For years, scientists knew that mitochondria – specialized structures inside cells in the body that are essential for respiration and energy production – were involved in the assembly and movement of iron-sulfur cofactors, some of the most essential compounds in the human body. But until now, researchers didn’t understand how exactly the process worked.
New research, published in the journal Nature Communications, found that these cofactors are moved with the help of a substance called glutathione, an antioxidant that helps prevent certain types of cell damage by transporting these essential iron cofactors across a membrane barrier.
Glutathione is especially useful as it aids in regulating metals like iron, which is used by red blood cells to make hemoglobin, a protein needed to help carry oxygen throughout the body, said James Cowan, co-author of the study and a distinguished university professor emeritus in chemistry and biochemistry at Ohio State.
“Iron compounds are critical for the proper functioning of cellular biochemistry, and their assembly and transport is a complex process,” Cowan said. “We have determined how a specific class of iron cofactors is moved from one cellular compartment to another by use of complex molecular machinery, allowing them to be used in multiple steps of cellular chemistry.”
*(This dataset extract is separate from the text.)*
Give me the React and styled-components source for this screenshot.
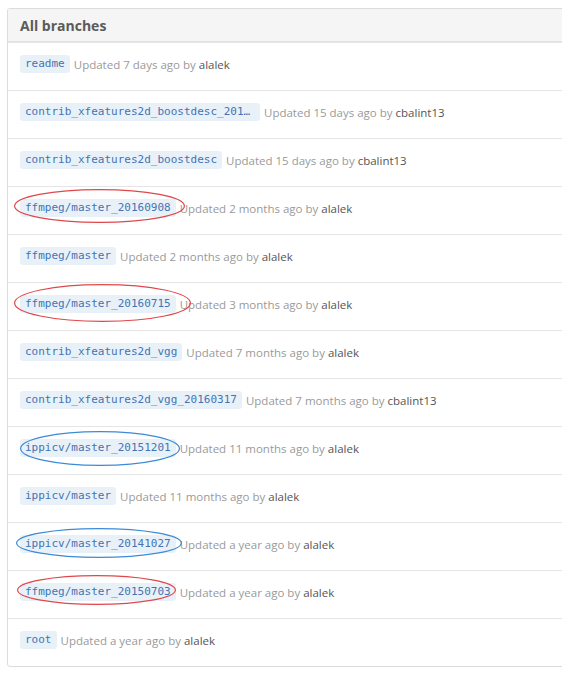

Iron-sulfur clusters are an important class of compounds that carry out a variety of metabolic processes, like helping to transfer electrons in the production of energy and making key metabolites in the cell, as well as assisting in the replication of our genetic information.
“But when these clusters don't work properly, or when key proteins can’t get them, then bad things happen,” Cowan said.
If unable to function, the corrupted protein can give rise to several diseases, including rare forms of anemia, Friedreich’s ataxia (a disorder that causes progressive nervous system damage), and a multitude of other metabolic and neurological disorders.
So to study how this essential mechanism works, researchers began by taking a fungus called C. thermophilum, identifying the key protein molecule of interest, and producing large quantities of that protein for structural determination. The study notes that the protein they studied within C. thermophilum is essentially a cellular twin of the human protein ABCB7, which transfers iron-sulfur clusters in people, making it the perfect specimen to study iron-sulfur cluster export in people.
By using a combination of cryo-electron microscopy and computational modeling, the team was then able to create a series of structural models detailing the pathway that mitochondria use to export the iron cofactors to different locations inside the body. While their findings are vital to learning more about the basic building blocks of cellular biochemistry, Cowan said he’s excited to see how their discovery could later advance medicine and therapeutics.
“By understanding how these cofactors are assembled and moved in human cells, we can lay the groundwork for determining how to prevent or alleviate symptoms of certain diseases,” he said. “We can also use that fundamental knowledge as the foundation for other advances in understanding cellular chemistry.”
Co-authors included Amber L. Hendricks from Ohio State, Yong Wang from Zhejiang University, Rhiza Lyne E. Villones and Gabriele Meloni from The University of Texas at Dallas, Kaituo Wang from Copenhagen University and Ping Li, Karin Lindkvist-Petersson and Pontus Gourdon, all from Lund University.
The research was funded by the National Institutes of Health.